Data block.

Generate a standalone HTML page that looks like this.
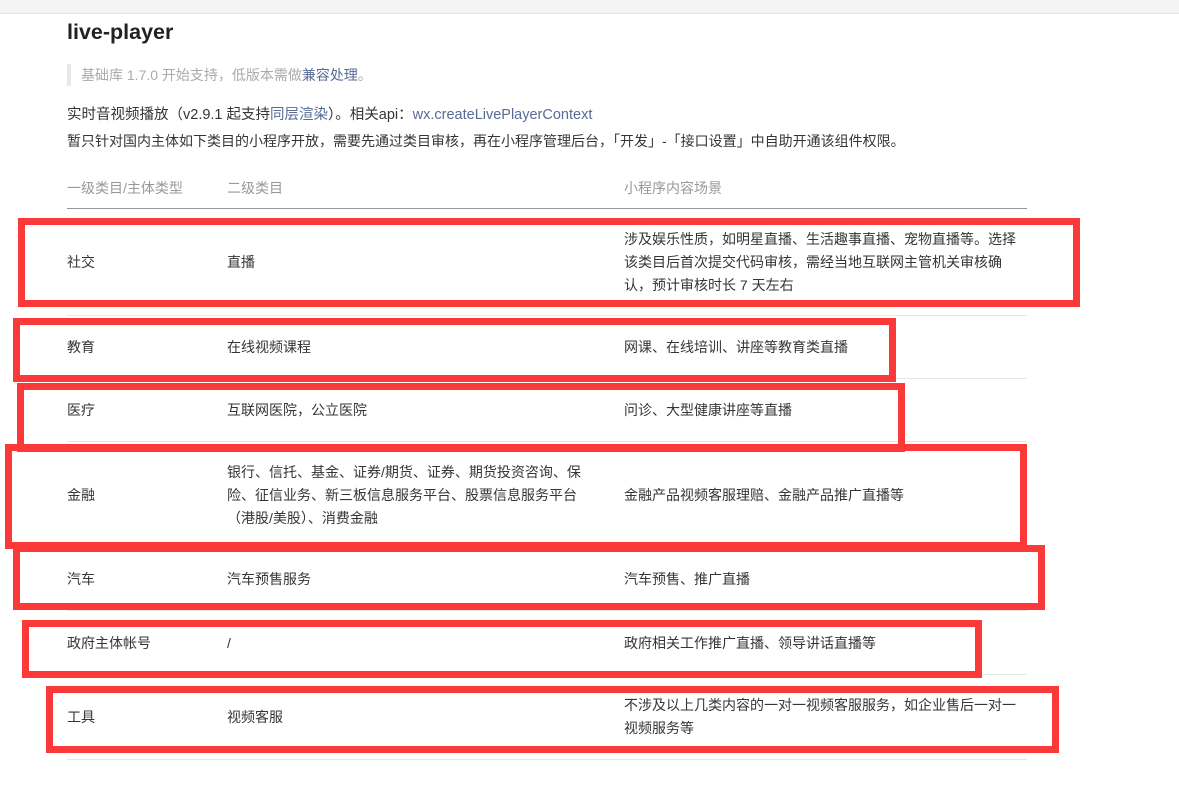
<!DOCTYPE html>
<html><head><meta charset="utf-8"><style>
*{margin:0;padding:0;box-sizing:border-box}
body{width:1179px;height:789px;background:#fff;position:relative;overflow:hidden;font-family:"Liberation Sans","Noto Sans CJK SC",sans-serif;color:#353535;font-size:14px}
.top{position:absolute;left:0;top:0;width:1179px;height:14px;background:#f4f4f4;border-bottom:1px solid #e6e6e6}
.t{position:absolute;white-space:nowrap}
h1{position:absolute;left:67px;top:20px;font-size:21.5px;font-weight:bold;color:#222}
.quote{position:absolute;left:67px;top:64px;height:22px;border-left:4px solid #e8e8e8;padding-left:10px;color:#aaa;font-size:14px;line-height:22px}
.hl{position:absolute;left:67px;width:960px;height:1px;background:#e6e6e6}
.box{position:absolute;border:7px solid #fb3939}
.c{position:absolute;font-size:14px;line-height:23px;color:#353535}
</style></head><body>
<div class="top"></div>
<h1>live-player</h1>
<div class="quote">基础库 1.7.0 开始支持，低版本需做<span style="color:#576b95">兼容处理</span>。</div>
<div class="t" style="left:67px;top:103px;font-size:14.5px">实时音视频播放（v2.9.1 起支持<span style="color:#576b95">同层渲染</span>）。相关api：<span style="color:#576b95">wx.createLivePlayerContext</span></div>
<div class="t" style="left:67px;top:131px;font-size:14px">暂只针对国内主体如下类目的小程序开放，需要先通过类目审核，再在小程序管理后台，「开发」-「接口设置」中自助开通该组件权限。</div>
<div class="t" style="left:67px;top:178px;color:#999">一级类目/主体类型</div>
<div class="t" style="left:227px;top:178px;color:#999">二级类目</div>
<div class="t" style="left:624px;top:178px;color:#999">小程序内容场景</div>
<div class="hl" style="top:208px;background:#999"></div>
<div class="hl" style="top:315px"></div>
<div class="hl" style="top:378px"></div>
<div class="hl" style="top:441px"></div>
<div class="hl" style="top:543px"></div>
<div class="hl" style="top:610px"></div>
<div class="hl" style="top:674px"></div>
<div class="hl" style="top:759px"></div>

<div class="c" style="left:624px;top:228px;width:400px">涉及娱乐性质，如明星直播、生活趣事直播、宠物直播等。选择该类目后首次提交代码审核，需经当地互联网主管机关审核确认，预计审核时长 7 天左右</div>
<div class="c" style="left:67px;top:251px">社交</div><div class="c" style="left:227px;top:251px">直播</div>
<div class="c" style="left:67px;top:336px">教育</div><div class="c" style="left:227px;top:336px">在线视频课程</div><div class="c" style="left:624px;top:336px">网课、在线培训、讲座等教育类直播</div>
<div class="c" style="left:67px;top:399px">医疗</div><div class="c" style="left:227px;top:399px">互联网医院，公立医院</div><div class="c" style="left:624px;top:399px">问诊、大型健康讲座等直播</div>
<div class="c" style="left:67px;top:484px">金融</div>
<div class="c" style="left:227px;top:461px;width:360px">银行、信托、基金、证券/期货、证券、期货投资咨询、保险、征信业务、新三板信息服务平台、股票信息服务平台（港股/美股）、消费金融</div>
<div class="c" style="left:624px;top:484px">金融产品视频客服理赔、金融产品推广直播等</div>
<div class="c" style="left:67px;top:568px">汽车</div><div class="c" style="left:227px;top:568px">汽车预售服务</div><div class="c" style="left:624px;top:568px">汽车预售、推广直播</div>
<div class="c" style="left:67px;top:632px">政府主体帐号</div><div class="c" style="left:227px;top:632px">/</div><div class="c" style="left:624px;top:632px">政府相关工作推广直播、领导讲话直播等</div>
<div class="c" style="left:67px;top:706px">工具</div><div class="c" style="left:227px;top:706px">视频客服</div>
<div class="c" style="left:624px;top:694px;width:395px">不涉及以上几类内容的一对一视频客服服务，如企业售后一对一视频服务等</div>

<div class="box" style="left:18px;top:218px;width:1062px;height:89px"></div>
<div class="box" style="left:13px;top:318px;width:883px;height:64px"></div>
<div class="box" style="left:17px;top:383px;width:888px;height:69px"></div>
<div class="box" style="left:5px;top:444px;width:1022px;height:105px"></div>
<div class="box" style="left:13px;top:545px;width:1032px;height:65px"></div>
<div class="box" style="left:22px;top:620px;width:960px;height:58px"></div>
<div class="box" style="left:46px;top:686px;width:1013px;height:67px"></div>
</body></html>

Aim of the task.
Omit every picture, then reproduce the rest of the listing exactly.

Correct output.
Generate a standalone HTML page that looks like this.
<!DOCTYPE html>
<html><head><meta charset="utf-8"><style>
*{margin:0;padding:0;box-sizing:border-box}
body{width:1179px;height:789px;background:#fff;position:relative;overflow:hidden;font-family:"Liberation Sans","Noto Sans CJK SC",sans-serif;color:#353535;font-size:14px}
.top{position:absolute;left:0;top:0;width:1179px;height:14px;background:#f4f4f4;border-bottom:1px solid #e6e6e6}
.t{position:absolute;white-space:nowrap}
h1{position:absolute;left:67px;top:20px;font-size:21.5px;font-weight:bold;color:#222}
.quote{position:absolute;left:67px;top:64px;height:22px;border-left:4px solid #e8e8e8;padding-left:10px;color:#aaa;font-size:14px;line-height:22px}
.hl{position:absolute;left:67px;width:960px;height:1px;background:#e6e6e6}
.box{position:absolute;border:7px solid #fb3939}
.c{position:absolute;font-size:14px;line-height:23px;color:#353535}
</style></head><body>
<div class="top"></div>
<h1>live-player</h1>
<div class="quote">基础库 1.7.0 开始支持，低版本需做<span style="color:#576b95">兼容处理</span>。</div>
<div class="t" style="left:67px;top:103px;font-size:14.5px">实时音视频播放（v2.9.1 起支持<span style="color:#576b95">同层渲染</span>）。相关api：<span style="color:#576b95">wx.createLivePlayerContext</span></div>
<div class="t" style="left:67px;top:131px;font-size:14px">暂只针对国内主体如下类目的小程序开放，需要先通过类目审核，再在小程序管理后台，「开发」-「接口设置」中自助开通该组件权限。</div>
<div class="t" style="left:67px;top:178px;color:#999">一级类目/主体类型</div>
<div class="t" style="left:227px;top:178px;color:#999">二级类目</div>
<div class="t" style="left:624px;top:178px;color:#999">小程序内容场景</div>
<div class="hl" style="top:208px;background:#999"></div>
<div class="hl" style="top:315px"></div>
<div class="hl" style="top:378px"></div>
<div class="hl" style="top:441px"></div>
<div class="hl" style="top:543px"></div>
<div class="hl" style="top:610px"></div>
<div class="hl" style="top:674px"></div>
<div class="hl" style="top:759px"></div>

<div class="c" style="left:624px;top:228px;width:400px">涉及娱乐性质，如明星直播、生活趣事直播、宠物直播等。选择该类目后首次提交代码审核，需经当地互联网主管机关审核确认，预计审核时长 7 天左右</div>
<div class="c" style="left:67px;top:251px">社交</div><div class="c" style="left:227px;top:251px">直播</div>
<div class="c" style="left:67px;top:336px">教育</div><div class="c" style="left:227px;top:336px">在线视频课程</div><div class="c" style="left:624px;top:336px">网课、在线培训、讲座等教育类直播</div>
<div class="c" style="left:67px;top:399px">医疗</div><div class="c" style="left:227px;top:399px">互联网医院，公立医院</div><div class="c" style="left:624px;top:399px">问诊、大型健康讲座等直播</div>
<div class="c" style="left:67px;top:484px">金融</div>
<div class="c" style="left:227px;top:461px;width:360px">银行、信托、基金、证券/期货、证券、期货投资咨询、保险、征信业务、新三板信息服务平台、股票信息服务平台（港股/美股）、消费金融</div>
<div class="c" style="left:624px;top:484px">金融产品视频客服理赔、金融产品推广直播等</div>
<div class="c" style="left:67px;top:568px">汽车</div><div class="c" style="left:227px;top:568px">汽车预售服务</div><div class="c" style="left:624px;top:568px">汽车预售、推广直播</div>
<div class="c" style="left:67px;top:632px">政府主体帐号</div><div class="c" style="left:227px;top:632px">/</div><div class="c" style="left:624px;top:632px">政府相关工作推广直播、领导讲话直播等</div>
<div class="c" style="left:67px;top:706px">工具</div><div class="c" style="left:227px;top:706px">视频客服</div>
<div class="c" style="left:624px;top:694px;width:395px">不涉及以上几类内容的一对一视频客服服务，如企业售后一对一视频服务等</div>

<div class="box" style="left:18px;top:218px;width:1062px;height:89px"></div>
<div class="box" style="left:13px;top:318px;width:883px;height:64px"></div>
<div class="box" style="left:17px;top:383px;width:888px;height:69px"></div>
<div class="box" style="left:5px;top:444px;width:1022px;height:105px"></div>
<div class="box" style="left:13px;top:545px;width:1032px;height:65px"></div>
<div class="box" style="left:22px;top:620px;width:960px;height:58px"></div>
<div class="box" style="left:46px;top:686px;width:1013px;height:67px"></div>
</body></html>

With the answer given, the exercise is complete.